In viaggio tra le strade della città dove al posto dell’asfalto c’è il tipico pavé, i lastroni in porfido che già dall’Ottocento definiscono l’estetica milanese. Ma la mobilità cambia e quei masselli si alzano
L’ultimo caso risale a martedì 22 ottobre. Andrea Bestetti, un noleggiatore con conducente, rompe il fondo della sua Bmw in via Meravigli, pieno centro città. Sente un rumore forte mentre guida. Si ferma, scende e capisce: ha urtato un massello del pavé che si era staccato dalla pavimentazione. Nulla da fare. Chiama i vigili. E va pure peggio: multa-beffa da 42 euro per non aver arrestato tempestivamente la marcia evitando l’ostacolo. Si va indietro di dieci giorni, è il 12 del mese, e un tassista con a bordo un cliente nella stessa via si ribalta. Un lastrone sollevato gli fa fare capolino sdraiando l’auto bianca su un fianco. Entrambi ne escono fortunatamente illesi.
Eppure quelle pietre di porfido, sulle strade cittadine già dall’Ottocento, sono un’icona dell’estetica milanese. Segnano alcune vie, anche dall’alto: basta uno sguardo veloce alle mappe del cellulare per individuarle. Ma due secoli fa, quando si avviavano i primi tram elettrici e le strade erano percorse da carrozze, era altra storia.
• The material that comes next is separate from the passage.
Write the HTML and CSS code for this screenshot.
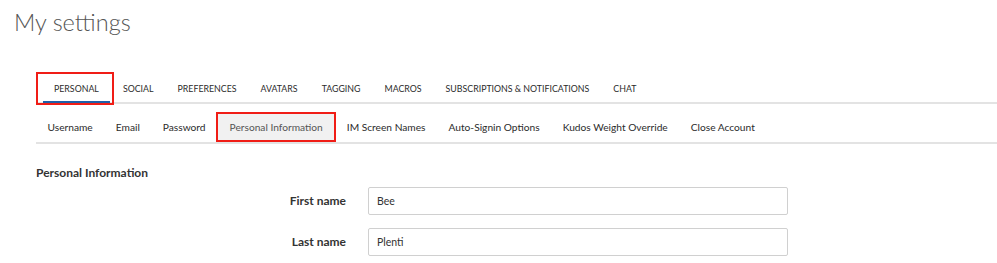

Adesso da via Pagano a corso di Porta Romana, passando per via Pontaccio, corrono mezzi pubblici più pesanti, tante macchine, camion e furgoni della logistica che convivono con biciclette, monopattini elettrici, pedoni. Sarà forse capitato a qualcuno di girare il manubrio per evitare che la ruota si incastri tra le fessure dei masselli o che finisca nei binari del tram di via Torino. Perché, sì, pavé e «ferrovie urbane» vanno quasi sempre in parallelo. Il colpo è imprevedibile. Lo sa l’autista del suv ibrido che nel maggio scorso in via Rubens, in zona De Angeli, ha urtato una lastra che si era sollevata e che, come conseguenza dei danni, aveva incendiato l’auto.
Il Comune è consapevole della difficile convivenza tra antico e moderno. Tra ciò che è considerato quasi un monumento storico della città ma al tempo stesso la rende «pericolosa». Gli interventi si dividono in manutenzione ordinaria, affidata a Mm, che prevede per intenderci il riposizionamento del massello che esce di posto, e quella straordinaria. Uno degli ultimi casi in questo senso è il cantiere avviato in estate in via degli Orefici per il ripristino della pavimentazione e il rifacimento dei binari. Un nuovo «armamento» per riqualificare il fondo stradale. I lavori di routine sul pavé tra il 2020 e il 2022, ultimi dati disponibili, sono stati 5.549, per oltre il 70% (3.950) nel Municipio 1. I numeri non sorprendono. In città le lastre in porfido resistono soprattutto nelle zone centrali. La ragione: meno passaggi di mezzi pesanti.
È infatti la pressione continua a cui sono sottoposti i masselli il motivo per cui si alzano. E «feriscono». «È l’effetto “pumping” dovuto al passaggio di tram, camion e furgoni — spiega Maurizio Crispino, professore di costruzione di strade, ferrovie e aeroporti del Politecnico —. Si cosiddetti mezzi pesanti, e anche le macchine, l’acqua che si infiltra tra le fessure dei masselli viene pressata ed esce portando con sé la sabbia e gli altri materiali fini che fungono da base d’appoggio per le lastre. Che a quel punto non possono più stare al loro posto». Quale potrebbe essere dunque la soluzione? «Bisognerebbe sigillare gli spazi tra i masselli — continua Crispino —. E poi dovremmo domandarci: se si investe sulla cosiddetta mobilità dolce, forse andrebbero anche fornite le strutture compatibili con quegli spostamenti. Mentre il pavé è spesso scivoloso e irregolare».
Per gli attivisti di Città delle persone, rete che raccoglie diverse associazioni per una realtà più vivibile, «dovremmo rallentare l’evoluzione per poter tornare a considerare l’estetica tipica di Milano».